Donna and Doug - My deepest sympathy to you both. I just heard about Bob's death late this morning from Dan or I would have come to his service. He was such a loving caring person and it was such a privilege to have met all of you cousins of Anieta's. I hope to keep in touch with all of you and will see you soon. We learned this week Wed. that one of my favorite nephews, Paul Klinzing, 60 died of kidney failure. He was such a wonderful husband, father and grandfather. They should have had at least 20 more years together. His funeral is Wed. in Monroe, so it's been a sad time for our family. My loving regards to Moni, Dick and Pat. Bonnie
With deepest sympathy on the passing of Dr. Clasen....
Class of '86
Professor Clasen, as I knew him, was very instrumental in securing my opportunity to achieve my Masters Degree at the UW in 1980 in the field of Ed. Psych. He held my young son in his arms as I "walked" my papers to the proper authorities to process my final admission. I will never forget his compassion, his professionalism, his ability to counsel me in the process and his warm smile. I am certain he is resting now in the arms of our Lord.

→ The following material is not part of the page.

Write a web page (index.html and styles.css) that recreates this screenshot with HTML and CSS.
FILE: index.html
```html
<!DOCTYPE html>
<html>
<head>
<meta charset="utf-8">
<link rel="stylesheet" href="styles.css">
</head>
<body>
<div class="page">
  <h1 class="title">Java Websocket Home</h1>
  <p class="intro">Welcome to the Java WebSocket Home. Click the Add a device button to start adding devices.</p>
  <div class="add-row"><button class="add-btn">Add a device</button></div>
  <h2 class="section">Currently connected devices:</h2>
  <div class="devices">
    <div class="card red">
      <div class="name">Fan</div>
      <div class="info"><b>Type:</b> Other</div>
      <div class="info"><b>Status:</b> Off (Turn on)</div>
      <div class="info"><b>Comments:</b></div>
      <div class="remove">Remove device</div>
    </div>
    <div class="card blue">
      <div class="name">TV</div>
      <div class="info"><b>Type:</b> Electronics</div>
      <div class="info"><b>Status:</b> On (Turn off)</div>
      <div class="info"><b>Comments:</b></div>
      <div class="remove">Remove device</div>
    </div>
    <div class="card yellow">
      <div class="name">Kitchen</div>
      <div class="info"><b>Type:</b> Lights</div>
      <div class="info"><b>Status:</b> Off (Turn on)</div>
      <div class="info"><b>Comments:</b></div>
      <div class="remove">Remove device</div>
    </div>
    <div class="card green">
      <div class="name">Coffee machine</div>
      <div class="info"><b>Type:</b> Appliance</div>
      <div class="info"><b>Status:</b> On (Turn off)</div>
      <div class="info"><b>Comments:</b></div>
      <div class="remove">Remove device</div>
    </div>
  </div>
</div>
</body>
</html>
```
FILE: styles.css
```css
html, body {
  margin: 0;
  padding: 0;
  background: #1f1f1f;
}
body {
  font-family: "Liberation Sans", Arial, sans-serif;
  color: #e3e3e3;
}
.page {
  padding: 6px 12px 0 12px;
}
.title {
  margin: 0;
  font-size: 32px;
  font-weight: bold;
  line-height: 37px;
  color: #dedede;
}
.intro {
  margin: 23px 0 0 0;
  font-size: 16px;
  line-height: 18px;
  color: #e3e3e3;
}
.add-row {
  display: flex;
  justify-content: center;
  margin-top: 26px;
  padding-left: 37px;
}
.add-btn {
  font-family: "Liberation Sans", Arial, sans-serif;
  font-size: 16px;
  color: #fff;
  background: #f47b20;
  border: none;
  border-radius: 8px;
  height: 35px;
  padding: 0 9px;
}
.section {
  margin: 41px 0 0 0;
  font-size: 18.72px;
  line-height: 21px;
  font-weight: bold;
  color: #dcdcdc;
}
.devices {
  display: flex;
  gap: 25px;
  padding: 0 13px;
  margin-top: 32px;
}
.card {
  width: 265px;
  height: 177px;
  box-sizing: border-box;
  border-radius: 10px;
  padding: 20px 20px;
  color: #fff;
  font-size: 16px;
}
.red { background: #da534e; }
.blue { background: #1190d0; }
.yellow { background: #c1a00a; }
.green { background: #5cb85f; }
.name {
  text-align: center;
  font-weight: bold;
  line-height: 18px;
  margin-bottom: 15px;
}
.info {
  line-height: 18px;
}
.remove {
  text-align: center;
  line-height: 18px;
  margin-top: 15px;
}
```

Bob and I were a year apart as students at South Milwaukee High School. It was small enough to know many members of the other classes. And we both worked in related areas at UW-Madison. But we really got to know each other when the UW Madison Retirement Association was formed in 1999. Bob volunteered to put together a members' newsletter and he created the name for it, The Sifter. We had good times helping that Association get started and Bob was a fun and productive colleague.
Mr. Clasen always greeted me with the warmest smile in town, even during my high school shenanigans in the 80s. There was no better distraction from Moonlighting on ABC than Doug's Dad grinnin n pickin a rousing rendition of King of the Road. Oh my, that smile is everlasting and his toe tappin tunes will live on..
Dr. Clasen lived next door to my childhood home on Cherokee Drive, but he was much more than a next-door neighbor. He was a mentor who was always willing to teach. In addition to helping me throw and catch a football, shoot a basketball, hit a golf ball, and even duck from snowballs (he could pack and throw one mean snowball), he taught me patience, humility, wisdom, kindness, and above all, love. May he find a sunrise golf course in the Heavens.
Bob Clasen was and is a man of dignity, compassion, and wisdom. I vividly recall his support of my work on the psychology of forgiveness when our research lab began the first-ever research projects on this topic. Many academics were skeptical of the idea that forgiveness should be part of the social sciences. This was not the case for Dr. Clasen who showed courage and determination as he invited me to do workshops on the psychology of forgiveness for the general public. His support and encouragement will forever be a part of who I am. Thank you, Dr. Clasen. May you rest in peace.